“Mars is really begging for a Space Elevator”

So says Rob Manning of the Jet Propulsion Laboratory in this fascinating interview in Universe Today conducted by Nancy Atkinson.

In this interview, Mr. Manning discusses how difficult it is to actually land anything on Mars that is bigger than the Rovers already sent there.  This is due to both the atmosphere being too thin to be used for aerobraking as we know it today.

“’Mars is really begging for a space elevator,’ said Manning. ‘I think it has great potential. That would solve a lot of problems, and Mars would be an excellent platform to try it.’ But Manning admitted that the technology needed to suspend a space elevator has not yet been invented. The issues with space elevator technology may be vast, even compared with the challenges of landing.”

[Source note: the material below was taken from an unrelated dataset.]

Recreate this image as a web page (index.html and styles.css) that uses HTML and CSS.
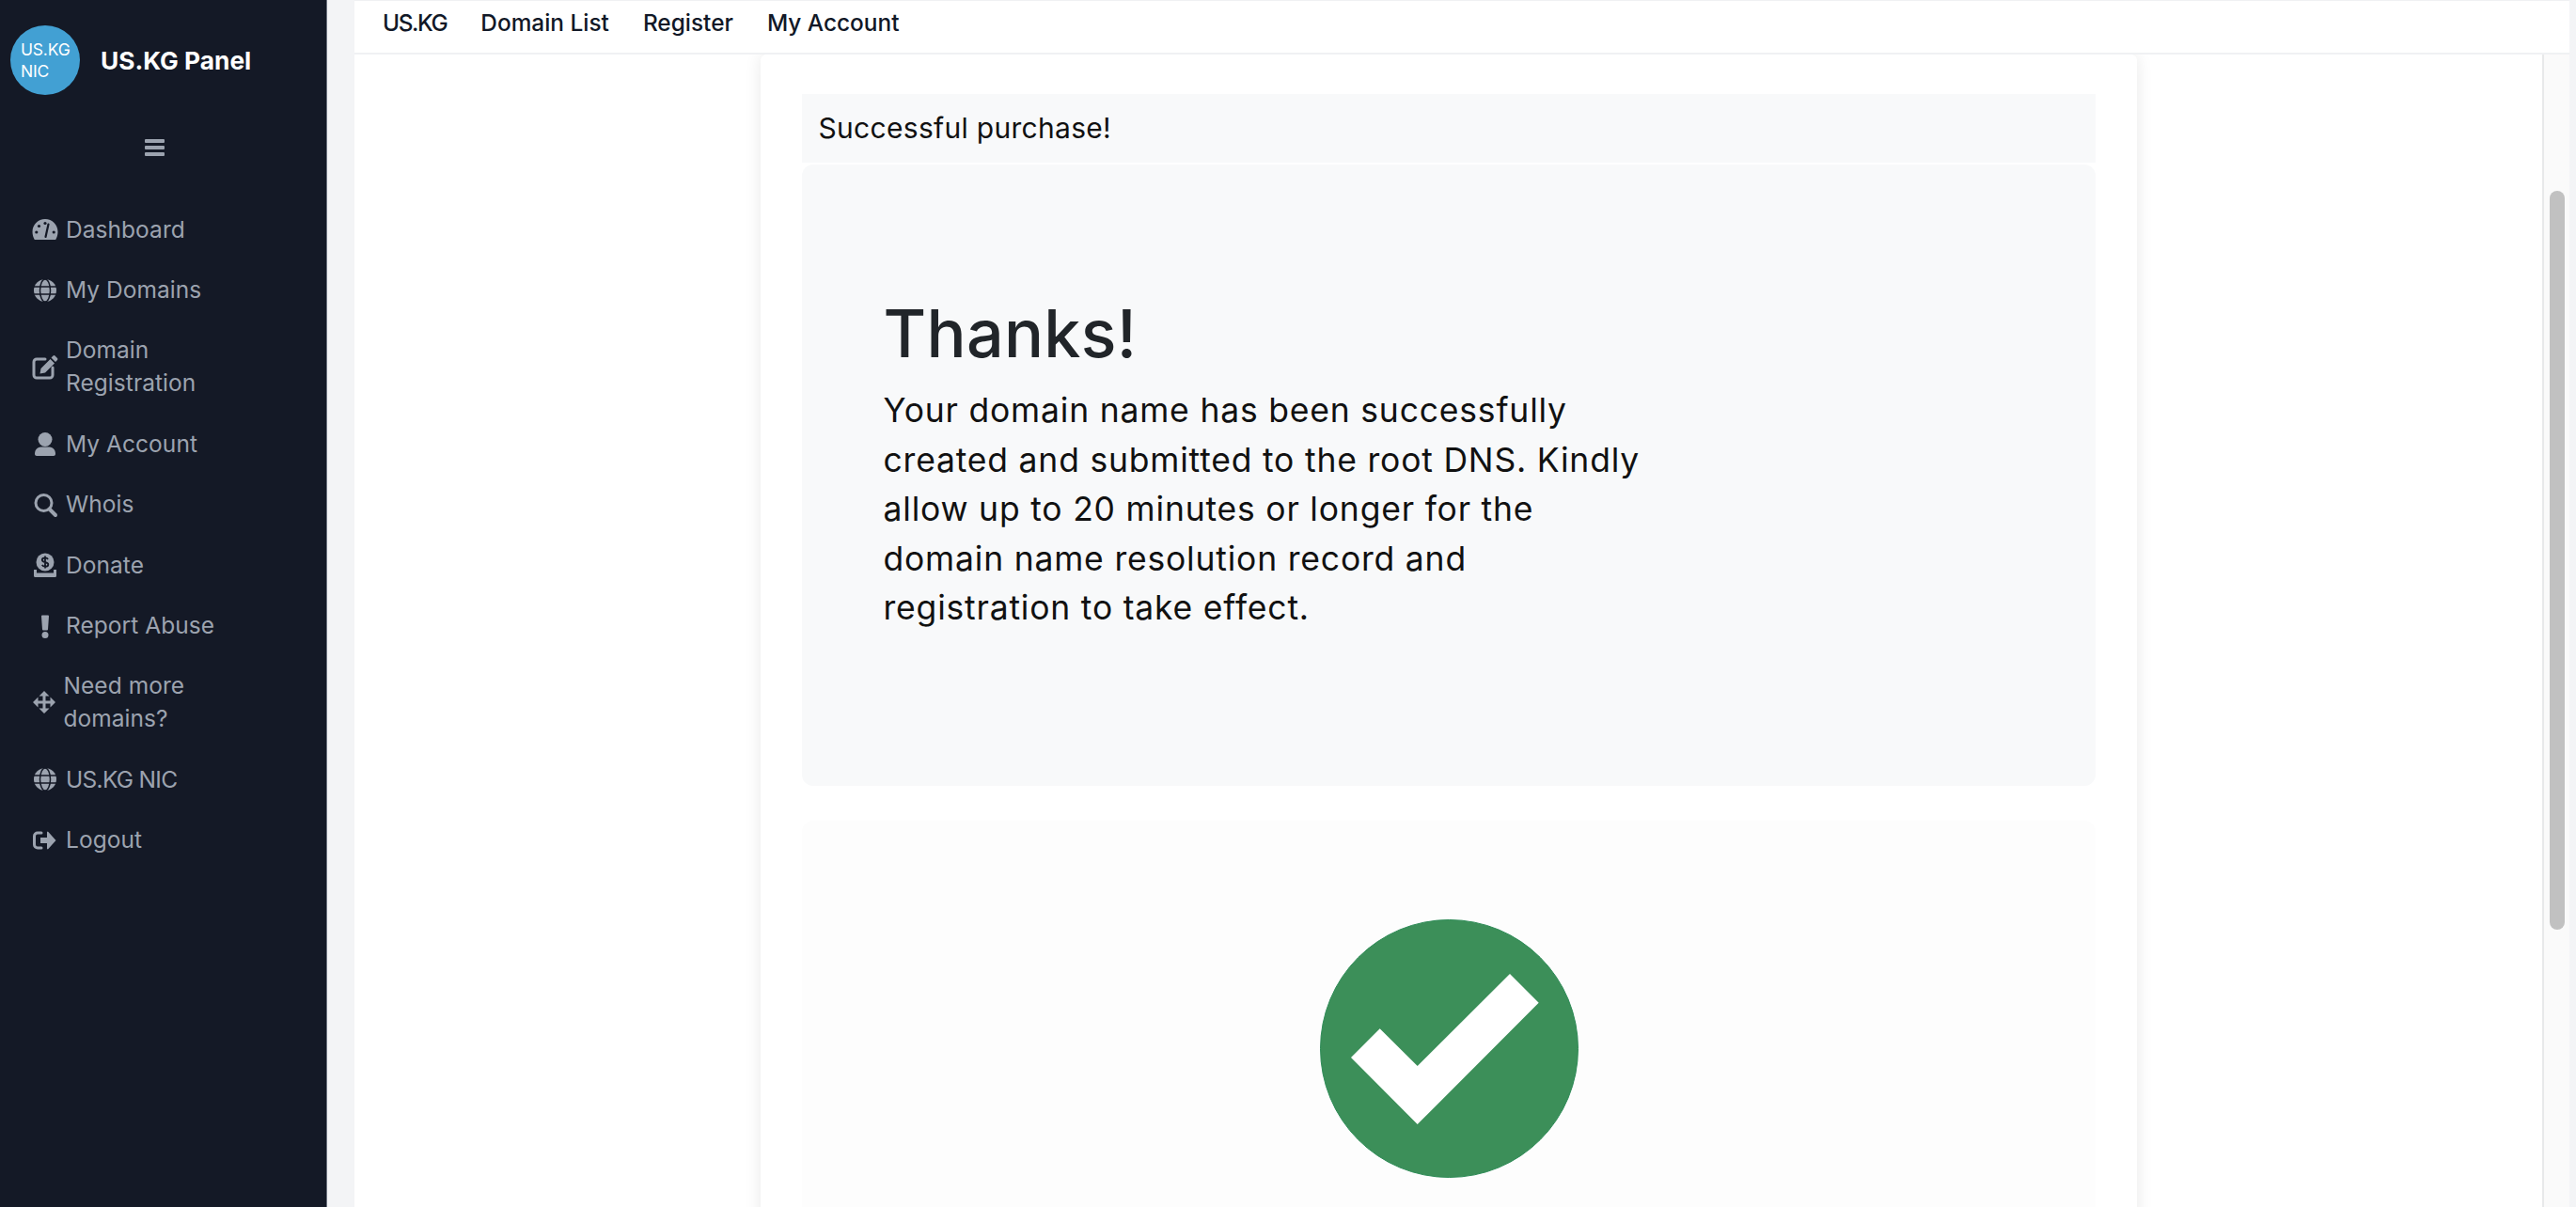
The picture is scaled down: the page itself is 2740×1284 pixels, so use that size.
FILE: index.html
```html
<!DOCTYPE html>
<html lang="en">
<head>
<meta charset="utf-8">
<title>US.KG Panel</title>
<link rel="stylesheet" href="styles.css">
</head>
<body>
<div class="app">
  <aside class="sidebar">
    <div class="brand">
      <div class="logo"><span>US.KG<br>NIC</span></div>
      <div class="brand-name">US.KG Panel</div>
    </div>
    <div class="burger"><i></i><i></i><i></i></div>
    <nav class="side-nav">
      <a class="side-item"><svg class="ico" viewBox="0 0 28 28"><path d="M14 3C6.5 3 .5 9 .5 16.5c0 3 .8 6 2.3 8.5h22.4c1.500-2.500 2.300-5.500 2.300-8.500C27.500 9 21.500 3 14 3z"/><g class="cut"><circle cx="14" cy="7.500" r="1.600"/><circle cx="7.500" cy="10.500" r="1.600"/><circle cx="4.800" cy="17" r="1.600"/><circle cx="23.200" cy="17" r="1.600"/><path class="cut-line" d="M14.500 22 17.500 8.500"/></g></svg><span>Dashboard</span></a>
      <a class="side-item"><svg class="ico" viewBox="0 0 28 28"><circle cx="14" cy="14" r="12"/><g class="cut-stroke"><ellipse cx="14" cy="14" rx="5.500" ry="12"/><path d="M2 10h24M2 18h24"/></g></svg><span>My Domains</span></a>
      <a class="side-item tall"><svg class="ico" viewBox="0 0 28 28"><path class="outline" d="M14 6H5a3 3 0 0 0-3 3v14a3 3 0 0 0 3 3h14a3 3 0 0 0 3-3v-8"/><path d="M24.500 2.500l2.500 2.500a1.500 1.500 0 0 1 0 2L25 9l-4.500-4.500 2-2a1.500 1.500 0 0 1 2 0zM19.500 6l4.500 4.500L14 20.500l-5.500 1 1-5.500z"/></svg><span class="wrap">Domain Registration</span></a>
      <a class="side-item"><svg class="ico" viewBox="0 0 28 28"><circle cx="14" cy="9.500" r="7.500"/><path d="M3 25c0-6 4-7.500 8-7.500h6c4 0 8 1.500 8 7.500 0 1.200-1 2-2 2H5c-1 0-2-.8-2-2z"/></svg><span>My Account</span></a>
      <a class="side-item"><svg class="ico" viewBox="0 0 28 28"><circle class="outline" cx="12.500" cy="12" r="8.500"/><path class="outline thick" d="M18.500 18.500 25 25"/></svg><span>Whois</span></a>
      <a class="side-item"><svg class="ico" viewBox="0 0 28 28"><circle cx="14" cy="11" r="9.500"/><path class="cut-thin" d="M17 8c-.6-1.200-1.600-1.700-3-1.700-2 0-3.200 1-3.200 2.400 0 3.300 6.500 1.600 6.500 4.700 0 1.400-1.300 2.300-3.300 2.300-1.500 0-2.600-.6-3.200-1.800M14 4.500v13"/><path d="M2 19h3v3.500h18V19h3v6.500a1.500 1.500 0 0 1-1.500 1.500h-21A1.500 1.500 0 0 1 2 25.500z"/></svg><span>Donate</span></a>
      <a class="side-item"><svg class="ico" viewBox="0 0 28 28"><path d="M11 2.500h6a1 1 0 0 1 1 1l-1 14a1 1 0 0 1-1 1h-4a1 1 0 0 1-1-1l-1-14a1 1 0 0 1 1-1z"/><circle cx="14" cy="23.500" r="3.500"/></svg><span>Report Abuse</span></a>
      <a class="side-item tall"><svg class="ico ico-move" viewBox="0 0 26 28"><path class="outline" d="M13 5v18M4 14h18"/><path d="M13 2l5.500 5.500h-11zM13 26l5.500-5.500h-11zM1 14l5.500-5.500v11zM25 14l-5.500-5.500v11z"/></svg><span class="wrap">Need more domains?</span></a>
      <a class="side-item"><svg class="ico" viewBox="0 0 28 28"><circle cx="14" cy="14" r="12"/><g class="cut-stroke"><ellipse cx="14" cy="14" rx="5.500" ry="12"/><path d="M2 10h24M2 18h24"/></g></svg><span class="tight">US.KG NIC</span></a>
      <a class="side-item"><svg class="ico" viewBox="0 0 28 28"><path class="outline" d="M10 6H6a3.500 3.500 0 0 0-3.500 3.500v9A3.500 3.500 0 0 0 6 22h4"/><path d="M9 11h7V5.500a.8.800 0 0 1 1.400-.6L25.500 14l-8.100 9.100a.8.800 0 0 1-1.400-.6V17H9z"/></svg><span>Logout</span></a>
    </nav>
  </aside>
  <div class="main">
    <header class="topbar">
      <a class="tight-top">US.KG</a><a>Domain List</a><a>Register</a><a>My Account</a>
    </header>
    <div class="body-row">
      <div class="content">
        <section class="card">
          <div class="card-head">Successful purchase!</div>
          <div class="hero">
            <h1>Thanks!</h1>
            <p>Your domain name has been successfully<br>created and submitted to the root DNS. Kindly<br>allow up to 20 minutes or longer for the<br>domain name resolution record and<br>registration to take effect.</p>
          </div>
          <div class="result">
            <svg class="check" viewBox="0 0 275 275"><circle class="check-disc" cx="137.500" cy="137.500" r="137"/><path class="check-mark" d="M33 147 63.700 116.300 103.700 156 202 58 232.700 88.700 103.700 218z"/></svg>
          </div>
        </section>
      </div>
      <div class="scrollbar"><div class="thumb"></div></div>
    </div>
  </div>
</div>
</body>
</html>
```
FILE: styles.css
```css
* { box-sizing: border-box; }
html, body { margin: 0; height: 100%; overflow: hidden; }
body { font-family: Inter, "Noto Sans", "Liberation Sans", sans-serif; color: #212529; background: #f3f4f6; }
.app { display: flex; height: 1284px; overflow: hidden; }

.sidebar { width: 348px; flex: none; background: #141926; border-right: 1px solid #6b7280; padding-top: 27px; color: #9ca3af; }
.brand { display: flex; align-items: center; gap: 22px; padding-left: 11px; }
.logo { width: 74px; height: 74px; border-radius: 50%; background: #42a0d3; color: #fff; font-size: 17.500px; line-height: 23px; display: flex; align-items: center; padding-left: 11px; letter-spacing: -.2px; }
.brand-name { color: #fff; font-size: 26.300px; font-weight: 700; }
.burger { width: 21px; margin: 47px 0 0 154px; display: flex; flex-direction: column; gap: 3px; }
.burger i { display: block; height: 4px; background: #9ca3af; border-radius: 1px; }
.side-nav { margin-top: 46px; display: flex; flex-direction: column; }
.side-item { display: flex; align-items: center; height: 64.400px; padding-left: 34px; font-size: 24.500px; line-height: 35px; letter-spacing: .05px; color: #9ca3af; }
.side-item.tall { height: 99.400px; }
.wrap { max-width: 190px; }
.tight { letter-spacing: -.7px; }
.ico { width: 28px; height: 28px; flex: none; margin-right: 8px; fill: #9ca3af; }
.ico-move { width: 26px; margin-right: 7.500px; }
.outline { fill: none; stroke: #9ca3af; stroke-width: 3; stroke-linecap: round; }
.outline.thick { stroke-width: 4; }
.cut { fill: #141926; }
.cut-line { fill: none; stroke: #141926; stroke-width: 2.200; stroke-linecap: round; }
.cut-stroke { fill: none; stroke: #141926; stroke-width: 1.500; }
.cut-thin { fill: none; stroke: #141926; stroke-width: 1.800; }

.main { flex: 1; min-width: 0; margin: 0 7px 0 29px; display: flex; flex-direction: column; }
.topbar { height: 58px; flex: none; background: #fff; border-top: 1px solid #f0f1f3; border-bottom: 2px solid #f0f1f3; padding: 4px 0 0 30px; display: flex; gap: 36px; align-items: flex-start; font-size: 24.400px; line-height: 38px; font-weight: 500; color: #111827; }
.tight-top { letter-spacing: -1.400px; }
.body-row { flex: 1; min-height: 0; display: flex; }
.content { flex: 1; min-width: 0; background: #fff; overflow: hidden; }
.card { width: 1464px; margin: 0 auto; height: 1300px; padding: 42px 44px 0; background: #fff; border-radius: 6px; box-shadow: 0 0 18px rgba(0, 0, 0, .09); }
.card-head { height: 73px; margin-bottom: 2px; padding: 0 18px 2px; display: flex; align-items: center; background: #f8f9fa; font-size: 30px; letter-spacing: .3px; color: #111; }
.hero { height: 661px; padding: 138px 87px 0; background: #f8f9fa; border-radius: 12px; }
.hero h1 { margin: 0 0 14px; font-size: 70px; line-height: 84px; font-weight: 500; color: #212529; letter-spacing: .3px; }
.hero p { margin: 0; font-size: 35.500px; line-height: 52.500px; letter-spacing: .8px; color: #111; }
.result { margin-top: 37px; height: 500px; padding: 105px 0 0 1px; background: #fdfdfd; border-radius: 12px; display: flex; justify-content: center; align-items: flex-start; }
.check { width: 275px; height: 275px; }
.check-disc { fill: #3c8f59; stroke: #2e8b57; stroke-width: 1; }
.check-mark { fill: #fff; }

.scrollbar { width: 29px; flex: none; background: #fafafa; border-left: 2px solid #e8e9ea; padding: 145px 0 0 6px; }
.thumb { width: 16px; height: 786px; border-radius: 8px; background: #c1c1c1; }
```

A really interesting interview – highly recommended.

3 thoughts on ““Mars is really begging for a Space Elevator”

  1. Darnell Clayton

    I think Mars would be the worst place for an SE, mainly because of the global storms that rage across the entire planet (at hurricane speeds) every three Martian (or six standard) years.

    Not to mention you would have to move the asteroid Phobos, which would involve a lot of engineering by itself.

    Mars is a very hard place to land upon (for human missions) mainly because of the atmosphere, but unless they are thinking about a skyhook (hanging down from Phobos) I do not think a Martian SE would be wise to construct.